At a stroke, McCoist’s long-established image as an ebullient and irrepressible charmer was transformed into a hideous representation of spiteful retribution. Nor did the damage inflicted on his own reputation come anywhere near to being undone by his declaration the following day that he was “disgusted” by the thought of any Rangers fan visiting abuse on the panel members and issuing threats against them and their families so distressing that the police began investigations with a view to criminal charges.

“I would not for one moment want anyone to interpret my remarks as a signal to engage in any form of threatening behaviour,” he said.
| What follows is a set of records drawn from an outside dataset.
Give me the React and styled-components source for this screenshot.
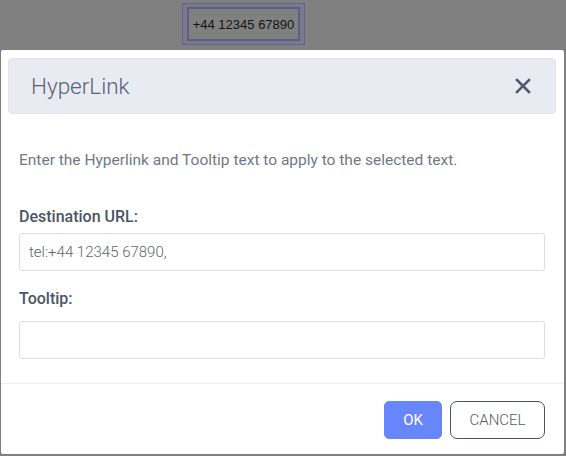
import React from "react";
import styled, { createGlobalStyle } from "styled-components";

const Global = createGlobalStyle`
  html, body {
    margin: 0;
    padding: 0;
    background: #808080;
    width: 566px;
    height: 456px;
    overflow: hidden;
  }
  * { box-sizing: border-box; }
`;

const Page = styled.div`
  width: 566px;
  height: 456px;
  display: flex;
  flex-direction: column;
`;

const Backdrop = styled.div`
  height: 50px;
  padding: 3px 0 0 182px;
`;

const PhoneFrame = styled.div`
  width: 123px;
  height: 42px;
  border: 1px solid #66648a;
  background: #7b7a8b;
  padding: 3px 4px;
`;

const PhoneText = styled.div`
  height: 34px;
  border: 2px solid #5f5d8c;
  background: #808080;
  display: flex;
  align-items: center;
  justify-content: center;
  font-family: "Liberation Sans", Arial, sans-serif;
  font-size: 13px;
  color: #141414;
`;

const Dialog = styled.div`
  margin: 0 2px 0 1px;
  height: 404px;
  background: #fff;
  border-radius: 2px;
  display: flex;
  flex-direction: column;
  font-family: Roboto, "Noto Sans", sans-serif;
`;

const Header = styled.div`
  margin: 8px 8px 0 7px;
  height: 56px;
  background: #e8ebf2;
  border: 1px solid #e1e4ec;
  border-radius: 4px;
  display: flex;
  align-items: center;
  justify-content: space-between;
  padding: 0 24px 0 22px;
`;

const Title = styled.h2`
  margin: 0;
  font-weight: 300;
  font-size: 22.5px;
  color: #5b6272;
`;

const Close = styled.button`
  border: 0;
  background: none;
  padding: 0;
  display: flex;
  color: #505a6a;
`;

const Body = styled.div`
  padding: 36px 19px 0 18px;
  display: flex;
  flex-direction: column;
`;

const Intro = styled.p`
  margin: 0 0 37px;
  font-size: 15.5px;
  font-weight: 400;
  line-height: 20px;
  color: #717885;
`;

const Label = styled.label`
  font-size: 16px;
  line-height: 20px;
  font-weight: 500;
  color: #4b5563;
  margin-bottom: ${(p) => p.$gap}px;
`;

const Field = styled.input`
  height: 38px;
  border: 1px solid #dcdcdc;
  border-radius: 3px;
  padding: 0 9px;
  font-family: Roboto, sans-serif;
  font-size: 15px;
  font-weight: 300;
  color: #5f636c;
  margin-bottom: ${(p) => p.$gap || 0}px;
  outline: none;
`;

const Footer = styled.div`
  margin-top: 24px;
  border-top: 1px solid #eeeeee;
  padding: 17px 19px 0 0;
  display: flex;
  justify-content: flex-end;
  gap: 8px;
`;

const Button = styled.button`
  height: 38px;
  padding: 0;
  width: ${(p) => (p.$primary ? 58 : 95)}px;
  border-radius: ${(p) => (p.$primary ? 5 : 7)}px;
  border: 1px solid ${(p) => (p.$primary ? "#6886fb" : "#4b5160")};
  background: ${(p) => (p.$primary ? "#6886fb" : "#fff")};
  color: ${(p) => (p.$primary ? "#fff" : "#555b66")};
  font-family: Roboto, sans-serif;
  font-size: 15px;
  font-weight: ${(p) => (p.$primary ? 400 : 300)};
`;

export default function App() {
  return (
    <>
      <Global />
      <Page>
        <Backdrop>
          <PhoneFrame>
            <PhoneText>+44 12345 67890</PhoneText>
          </PhoneFrame>
        </Backdrop>
        <Dialog>
          <Header>
            <Title>HyperLink</Title>
            <Close>
              <svg width="16" height="16" viewBox="0 0 16 16">
                <path d="M2 2 L14 14 M14 2 L2 14" stroke="currentColor" strokeWidth="2.6" strokeLinecap="square" />
              </svg>
            </Close>
          </Header>
          <Body>
            <Intro>Enter the Hyperlink and Tooltip text to apply to the selected text.</Intro>
            <Label $gap={6}>Destination URL:</Label>
            <Field defaultValue="tel:+44 12345 67890," $gap={18} />
            <Label $gap={12}>Tooltip:</Label>
            <Field defaultValue="" />
          </Body>
          <Footer>
            <Button $primary>OK</Button>
            <Button>CANCEL</Button>
          </Footer>
        </Dialog>
      </Page>
    </>
  );
}
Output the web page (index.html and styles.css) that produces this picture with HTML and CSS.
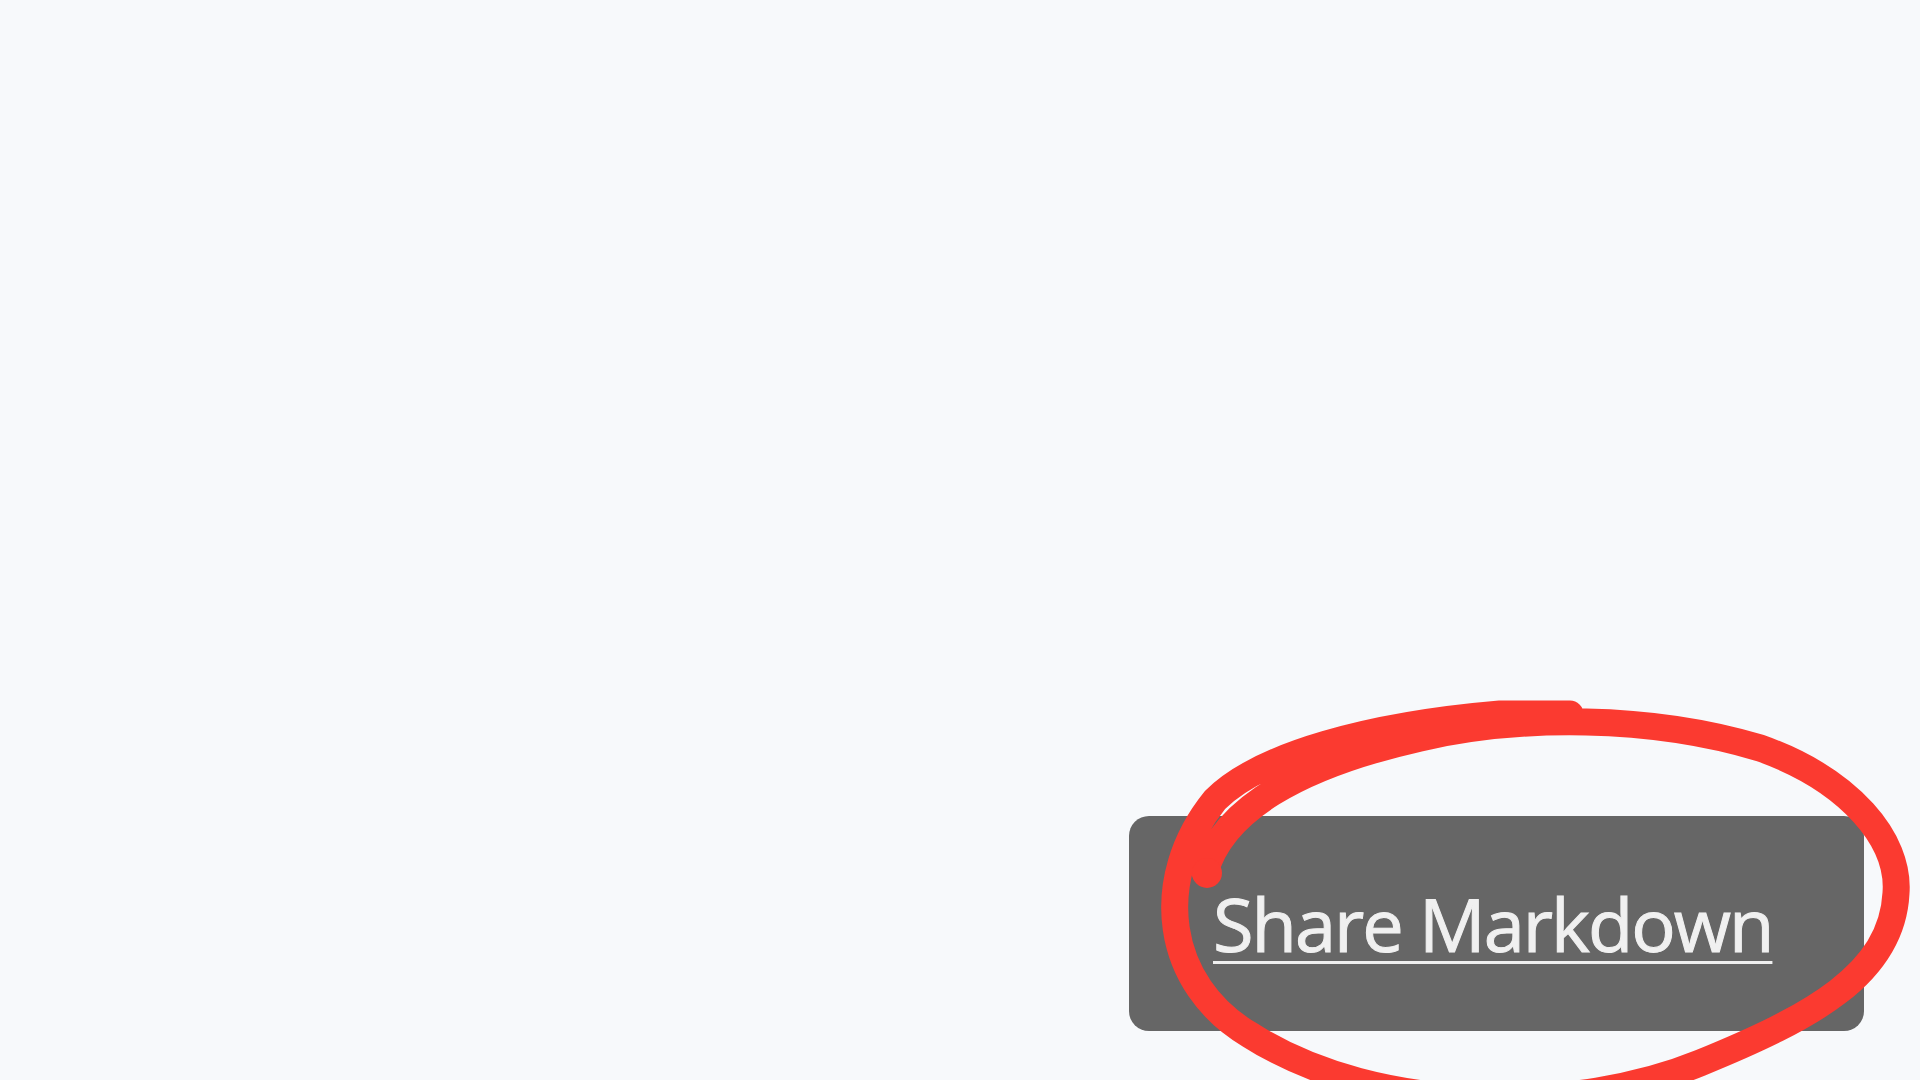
FILE: index.html
```html
<!DOCTYPE html>
<html lang="en">
<head>
<meta charset="utf-8">
<title>Share Markdown</title>
<link rel="stylesheet" href="styles.css">
</head>
<body>
<main class="page">
  <a class="share-btn" href="#"><span class="share-label">Share Markdown</span></a>
</main>
<svg class="annotation" viewBox="0 0 1920 1080" width="1920" height="1080" aria-hidden="true">
  <path class="scribble" d="M 1205 872
    C 1222 811, 1296 766, 1420 738
    C 1520 715, 1650 715, 1760 748
    C 1850 780, 1900 840, 1896 893
    C 1892 975, 1810 1018, 1700 1063
    C 1580 1112, 1380 1118, 1250 1035
    C 1165 985, 1150 880, 1215 800
    C 1260 755, 1370 725, 1500 714
    L 1570 714" />
  <circle class="blob" cx="1207" cy="873" r="15" />
</svg>
</body>
</html>
```
FILE: styles.css
```css
html, body {
  margin: 0;
  padding: 0;
  width: 1920px;
  height: 1080px;
  overflow: hidden;
  background: #f7f9fb;
}

.page {
  box-sizing: border-box;
  width: 1920px;
  height: 1080px;
  display: flex;
  justify-content: flex-end;
  align-items: flex-end;
  padding: 0 56px 49px 0;
}

.share-btn {
  box-sizing: border-box;
  width: 735px;
  height: 215px;
  display: flex;
  align-items: center;
  padding: 0 0 0 84px;
  background: #666666;
  border-radius: 20px;
  color: #f0f0f0;
  text-decoration: none;
}

.share-label {
  font-family: "Open Sans", "Noto Sans", sans-serif;
  font-size: 74px;
  font-weight: 400;
  letter-spacing: -2px;
  line-height: 1;
  color: #f0f0f0;
  -webkit-text-stroke: 1px #f0f0f0;
  text-decoration: underline;
  text-decoration-thickness: 3px;
  text-underline-offset: 9px;
}

.annotation {
  position: absolute;
  top: 0;
  left: 0;
  pointer-events: none;
}

.scribble {
  fill: none;
  stroke: #fb3a30;
  stroke-width: 27;
  stroke-linecap: round;
  stroke-linejoin: round;
}

.blob {
  fill: #fb3a30;
}
```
The picture of a stable door being bolted while, in the background, a horse at the gallop disappears over the horizon springs to mind.

It was noticeable, too, that McCoist’s attempt at a “rescue” did not even hint at the possibility of culpability on his part, far less an apology to the panellists and their distraught families.

He may be relatively inexperienced in his present post, but he has been in professional football for 33 years, all but a handful of them in association with Rangers. In the circumstances, he would, unquestionably, be perfectly aware of the potential for appalling behaviour among certain followers of the club.

If nothing else, he ought surely to have been familiar with the regularly-documented and legally-pursued instances of assaults, abuses, threats and attempts on the life of his rival at Celtic, Neil Lennon.

But McCoist’s injudiciousness simply chimes with the general transformation of Rangers over the past two decades from a trophy-gathering phenomenon into a magnet for bad management. The series of saboteurs ranges from David Murray, whose ego-driven excesses should be recognised as the single most significant factor in Rangers’ present predicament, through the questionable motives and actions of his successor, Craig Whyte, to the representatives of Duff & Phelps, now widely regarded as the most incompetent administrators ever to be charged with righting a listing football club.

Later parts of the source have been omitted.